From the Stoics I'm attaching most to the 'happy accidents'. That in painting, as in life, there are things that happen that are (more or less) out of our control, and that we ought to accept and work with them. Trying to fight them in the painting will lead to a muddle of color, to frustration and ultimately to a less successful life (in the eudaimonia/flourishing sense). He doesn't go quite as far as to say to be unattached to the world or your painting, but just to accept what might happen.
In the Asian realm, one thing that Bob talks about quite a bit is the power a painter does have in 'their world' from simple actions. The whole technique is intended to make paintings that look like they take a great deal of effort but in truth can be done in a half-hour. One specific reference to power that stands out is when he is making mountains and uses a single stroke of highlight color to move a mountain from the foreground to the background.
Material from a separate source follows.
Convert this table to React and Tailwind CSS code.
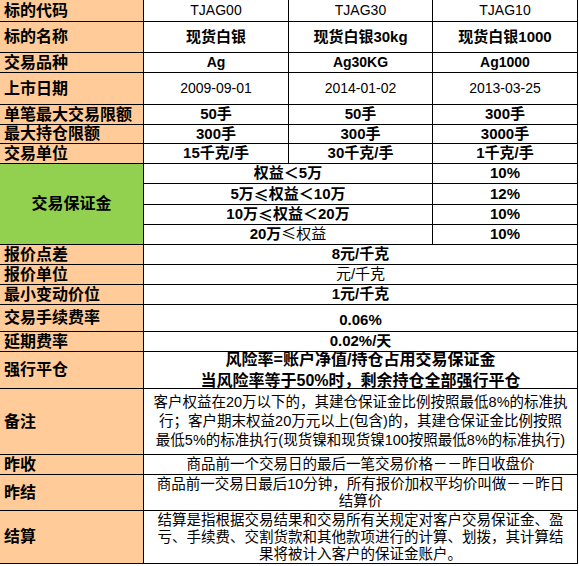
import { twMerge } from "tailwind-merge";

const FONT = "font-['Liberation_Sans','Noto_Sans_CJK_SC',sans-serif]";

function Label({ children, className }) {
  return (
    <div className={twMerge("flex items-center whitespace-nowrap bg-[#ffcc99] pl-1 text-[16px] font-bold leading-none text-black", className)}>
      {children}
    </div>
  );
}

function Cell({ children, className }) {
  return (
    <div className={twMerge("flex items-center justify-center whitespace-nowrap bg-white leading-none text-black", className)}>
      {children}
    </div>
  );
}

// full-width comparison sign, as in the sheet
const Le = () => <span className="font-['Noto_Sans_CJK_SC',sans-serif] leading-none">≤</span>;

const ROWS = [
  ["标的代码", ["TJAG00", "TJAG30", "TJAG10"], "text-[14px]"],
  ["标的名称", ["现货白银", "现货白银30kg", "现货白银1000"], "text-[15px] font-bold"],
  ["交易品种", ["Ag", "Ag30KG", "Ag1000"], "text-[14px] font-bold"],
  ["上市日期", ["2009-09-01", "2014-01-02", "2013-03-25"], "text-[14px]"],
  ["单笔最大交易限额", ["50手", "50手", "300手"], "text-[15px] font-bold"],
  ["最大持仓限额", ["300手", "300手", "3000手"], "text-[15px] font-bold"],
  ["交易单位", ["15千克/手", "30千克/手", "1千克/手"], "text-[15px] font-bold"],
];

const MARGIN = [
  [<>权益＜5万</>, "10%"],
  [<>5万<Le />权益＜10万</>, "12%"],
  [<>10万<Le />权益＜20万</>, "10%"],
  [<>20万<span className="font-normal"><Le />权益</span></>, "10%"],
];

export default function App() {
  return (
    <div className={twMerge("min-h-screen bg-white", FONT)}>
      <div className="grid w-fit grid-cols-[143px_144px_143px_144px] grid-rows-[21px_30px_19px_31px_19px_18px_19px_19px_20px_19px_19px_19px_19px_19px_26px_19px_36px_65px_19px_35px_52px] gap-px bg-black pr-px pb-px">
        {ROWS.map(([label, vals, cls]) => (
          <div key={label} className="contents">
            <Label>{label}</Label>
            {vals.map((v, i) => (
              <Cell key={i} className={cls}>{v}</Cell>
            ))}
          </div>
        ))}

        <div className="row-span-4 flex items-center justify-center bg-[#92d050] text-[16px] font-bold text-black">
          交易保证金
        </div>
        {MARGIN.map(([range, pct], i) => (
          <div key={i} className="contents">
            <Cell className="col-span-2 text-[15px] font-bold">{range}</Cell>
            <Cell className="text-[15px] font-bold">{pct}</Cell>
          </div>
        ))}

        <Label>报价点差</Label>
        <Cell className="col-span-3 text-[15px] font-bold">8元/千克</Cell>
        <Label>报价单位</Label>
        <Cell className="col-span-3 text-[15px]">元/千克</Cell>
        <Label>最小变动价位</Label>
        <Cell className="col-span-3 text-[15px] font-bold">1元/千克</Cell>
        <Label>交易手续费率</Label>
        <Cell className="col-span-3 pt-1 text-[15px] font-bold">0.06%</Cell>
        <Label>延期费率</Label>
        <Cell className="col-span-3 text-[15px] font-bold">0.02%/天</Cell>

        <Label>强行平仓</Label>
        <Cell className="col-span-3 flex-col text-[16px] leading-[21px] font-bold">
          <span>风险率=账户净值/持仓占用交易保证金</span>
          <span>当风险率等于50%时，剩余持仓全部强行平仓</span>
        </Cell>

        <Label>备注</Label>
        <Cell className="col-span-3 flex-col text-[14.5px] leading-[19px]">
          <span>客户权益在20万以下的，其建仓保证金比例按照最低8%的标准执</span>
          <span>行；客户期末权益20万元以上(包含)的，其建仓保证金比例按照</span>
          <span>最低5%的标准执行(现货镍和现货镍100按照最低8%的标准执行)</span>
        </Cell>

        <Label>昨收</Label>
        <Cell className="col-span-3 text-[14.5px]">商品前一个交易日的最后一笔交易价格－－昨日收盘价</Cell>

        <Label>昨结</Label>
        <Cell className="col-span-3 flex-col text-[14.5px] leading-[17px]">
          <span>商品前一交易日最后10分钟，所有报价加权平均价叫做－－昨日</span>
          <span>结算价</span>
        </Cell>

        <Label>结算</Label>
        <Cell className="col-span-3 flex-col text-[14.5px] leading-[17px]">
          <span>结算是指根据交易结果和交易所有关规定对客户交易保证金、盈</span>
          <span>亏、手续费、交割货款和其他款项进行的计算、划拨，其计算结</span>
          <span>果将被计入客户的保证金账户。</span>
        </Cell>
      </div>
    </div>
  );
}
In addition to thinking it's the coolest thing since the invention of oil paints, he often mentions that we have the power to "move mountains". I'm reminded of rhetoric in the Huainanzi that roughly says that incredibly simple actions can often have a huge effect, much more so than forced, major ones.
I know I'm glossing over a lot and summarizing quite a bit with these. For those familiar with these (or other) traditions, am I totally off base here? Do you have more to add? I don't think he was doing it on purpose, not that he was unintelligent just that he wasn't concerned with being philosophical.